Exercise requirements: Count, in the entries, the lines with "page". Answer with the number only.

Supplied material:
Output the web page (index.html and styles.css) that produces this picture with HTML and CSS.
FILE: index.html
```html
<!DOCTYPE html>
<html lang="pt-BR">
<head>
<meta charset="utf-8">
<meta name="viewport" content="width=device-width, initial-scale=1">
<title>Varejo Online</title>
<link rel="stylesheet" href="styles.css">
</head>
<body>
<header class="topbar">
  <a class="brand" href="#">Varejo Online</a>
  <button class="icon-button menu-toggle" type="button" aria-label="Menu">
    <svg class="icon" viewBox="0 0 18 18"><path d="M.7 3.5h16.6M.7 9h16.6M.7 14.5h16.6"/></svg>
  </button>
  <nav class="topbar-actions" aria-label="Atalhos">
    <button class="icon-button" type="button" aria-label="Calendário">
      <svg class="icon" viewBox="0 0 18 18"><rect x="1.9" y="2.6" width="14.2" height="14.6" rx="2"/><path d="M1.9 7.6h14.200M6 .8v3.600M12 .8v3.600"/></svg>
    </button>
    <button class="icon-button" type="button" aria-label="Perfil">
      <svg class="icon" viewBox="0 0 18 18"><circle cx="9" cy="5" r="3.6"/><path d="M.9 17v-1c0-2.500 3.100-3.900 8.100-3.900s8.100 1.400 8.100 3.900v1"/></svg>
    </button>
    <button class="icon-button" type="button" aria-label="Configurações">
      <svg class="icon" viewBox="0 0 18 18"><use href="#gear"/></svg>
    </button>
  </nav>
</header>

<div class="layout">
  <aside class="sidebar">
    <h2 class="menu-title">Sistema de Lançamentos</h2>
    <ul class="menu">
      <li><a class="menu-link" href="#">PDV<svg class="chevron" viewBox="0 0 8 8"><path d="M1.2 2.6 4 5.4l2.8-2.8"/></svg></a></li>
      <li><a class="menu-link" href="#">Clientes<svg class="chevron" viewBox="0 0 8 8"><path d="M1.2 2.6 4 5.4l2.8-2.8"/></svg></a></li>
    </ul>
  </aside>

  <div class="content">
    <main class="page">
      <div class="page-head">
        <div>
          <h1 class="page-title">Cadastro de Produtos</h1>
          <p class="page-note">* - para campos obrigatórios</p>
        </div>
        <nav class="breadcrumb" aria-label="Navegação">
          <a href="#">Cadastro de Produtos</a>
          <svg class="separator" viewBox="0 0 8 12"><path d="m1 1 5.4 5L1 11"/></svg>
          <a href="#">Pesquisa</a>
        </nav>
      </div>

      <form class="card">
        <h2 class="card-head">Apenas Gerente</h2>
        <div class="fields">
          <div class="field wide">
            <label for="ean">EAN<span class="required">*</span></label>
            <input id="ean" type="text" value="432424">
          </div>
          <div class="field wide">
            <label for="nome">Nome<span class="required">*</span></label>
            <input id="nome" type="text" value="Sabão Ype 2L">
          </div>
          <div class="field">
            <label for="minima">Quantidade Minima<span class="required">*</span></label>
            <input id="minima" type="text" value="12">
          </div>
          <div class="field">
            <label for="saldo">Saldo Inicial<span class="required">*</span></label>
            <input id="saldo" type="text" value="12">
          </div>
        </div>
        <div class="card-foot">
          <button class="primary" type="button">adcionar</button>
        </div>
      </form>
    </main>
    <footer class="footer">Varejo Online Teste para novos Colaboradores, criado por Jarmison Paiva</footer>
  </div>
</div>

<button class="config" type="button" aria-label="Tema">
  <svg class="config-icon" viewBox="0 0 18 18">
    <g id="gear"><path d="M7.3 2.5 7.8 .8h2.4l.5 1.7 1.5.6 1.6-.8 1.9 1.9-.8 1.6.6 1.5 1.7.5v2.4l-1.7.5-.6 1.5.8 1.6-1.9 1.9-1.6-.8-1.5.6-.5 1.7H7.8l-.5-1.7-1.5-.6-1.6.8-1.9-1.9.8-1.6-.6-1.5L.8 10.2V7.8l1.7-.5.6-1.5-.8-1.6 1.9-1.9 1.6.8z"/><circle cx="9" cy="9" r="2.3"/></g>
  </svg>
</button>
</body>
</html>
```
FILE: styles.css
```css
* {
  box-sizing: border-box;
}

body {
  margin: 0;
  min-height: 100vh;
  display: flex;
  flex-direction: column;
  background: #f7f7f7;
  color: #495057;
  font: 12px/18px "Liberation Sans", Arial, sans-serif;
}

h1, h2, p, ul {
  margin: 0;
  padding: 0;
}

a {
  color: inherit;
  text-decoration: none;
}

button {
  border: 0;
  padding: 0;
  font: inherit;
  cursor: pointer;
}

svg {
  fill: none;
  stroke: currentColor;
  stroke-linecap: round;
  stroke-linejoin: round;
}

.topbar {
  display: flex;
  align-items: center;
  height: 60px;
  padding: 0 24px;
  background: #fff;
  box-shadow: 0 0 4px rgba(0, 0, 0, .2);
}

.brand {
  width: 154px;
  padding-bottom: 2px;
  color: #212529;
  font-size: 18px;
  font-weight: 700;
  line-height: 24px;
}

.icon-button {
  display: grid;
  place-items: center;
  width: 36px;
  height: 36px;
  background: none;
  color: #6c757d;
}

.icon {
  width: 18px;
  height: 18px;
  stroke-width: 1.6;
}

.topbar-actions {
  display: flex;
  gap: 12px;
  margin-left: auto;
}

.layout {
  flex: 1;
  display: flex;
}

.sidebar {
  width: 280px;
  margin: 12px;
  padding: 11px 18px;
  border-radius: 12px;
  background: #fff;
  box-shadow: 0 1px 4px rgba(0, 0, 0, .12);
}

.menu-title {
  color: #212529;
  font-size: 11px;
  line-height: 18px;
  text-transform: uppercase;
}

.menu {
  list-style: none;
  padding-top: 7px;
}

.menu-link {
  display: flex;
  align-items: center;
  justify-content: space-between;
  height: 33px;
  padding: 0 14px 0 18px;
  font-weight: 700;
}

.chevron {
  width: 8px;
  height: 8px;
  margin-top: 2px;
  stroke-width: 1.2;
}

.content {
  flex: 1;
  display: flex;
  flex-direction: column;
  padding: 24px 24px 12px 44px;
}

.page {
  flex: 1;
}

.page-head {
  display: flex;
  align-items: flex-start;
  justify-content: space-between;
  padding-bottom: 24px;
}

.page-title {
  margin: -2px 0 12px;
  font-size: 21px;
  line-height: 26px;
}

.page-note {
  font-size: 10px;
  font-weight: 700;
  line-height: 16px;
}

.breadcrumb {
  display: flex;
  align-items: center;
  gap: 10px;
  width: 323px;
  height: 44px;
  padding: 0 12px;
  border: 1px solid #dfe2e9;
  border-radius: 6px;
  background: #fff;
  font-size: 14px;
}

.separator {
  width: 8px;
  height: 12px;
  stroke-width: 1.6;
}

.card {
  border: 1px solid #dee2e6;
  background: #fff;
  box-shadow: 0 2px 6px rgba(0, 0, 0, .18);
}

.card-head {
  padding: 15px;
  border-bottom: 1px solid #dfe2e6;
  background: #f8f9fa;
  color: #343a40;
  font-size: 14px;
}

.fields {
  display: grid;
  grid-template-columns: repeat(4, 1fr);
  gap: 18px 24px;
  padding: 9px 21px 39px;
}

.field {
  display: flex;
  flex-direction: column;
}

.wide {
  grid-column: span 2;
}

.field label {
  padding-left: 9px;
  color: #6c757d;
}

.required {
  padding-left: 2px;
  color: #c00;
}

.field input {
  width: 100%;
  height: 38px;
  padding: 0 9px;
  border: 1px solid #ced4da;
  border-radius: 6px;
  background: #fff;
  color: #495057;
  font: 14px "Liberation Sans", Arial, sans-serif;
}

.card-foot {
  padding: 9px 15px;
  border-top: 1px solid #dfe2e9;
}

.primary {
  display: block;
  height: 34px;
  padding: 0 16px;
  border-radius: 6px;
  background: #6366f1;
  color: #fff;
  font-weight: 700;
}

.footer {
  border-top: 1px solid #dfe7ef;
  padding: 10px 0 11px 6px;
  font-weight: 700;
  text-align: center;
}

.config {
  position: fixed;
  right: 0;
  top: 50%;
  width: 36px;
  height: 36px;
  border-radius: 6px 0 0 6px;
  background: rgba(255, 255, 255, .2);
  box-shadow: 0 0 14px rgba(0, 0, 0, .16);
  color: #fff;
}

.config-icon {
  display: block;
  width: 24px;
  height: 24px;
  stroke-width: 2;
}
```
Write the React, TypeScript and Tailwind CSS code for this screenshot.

Answer below: 9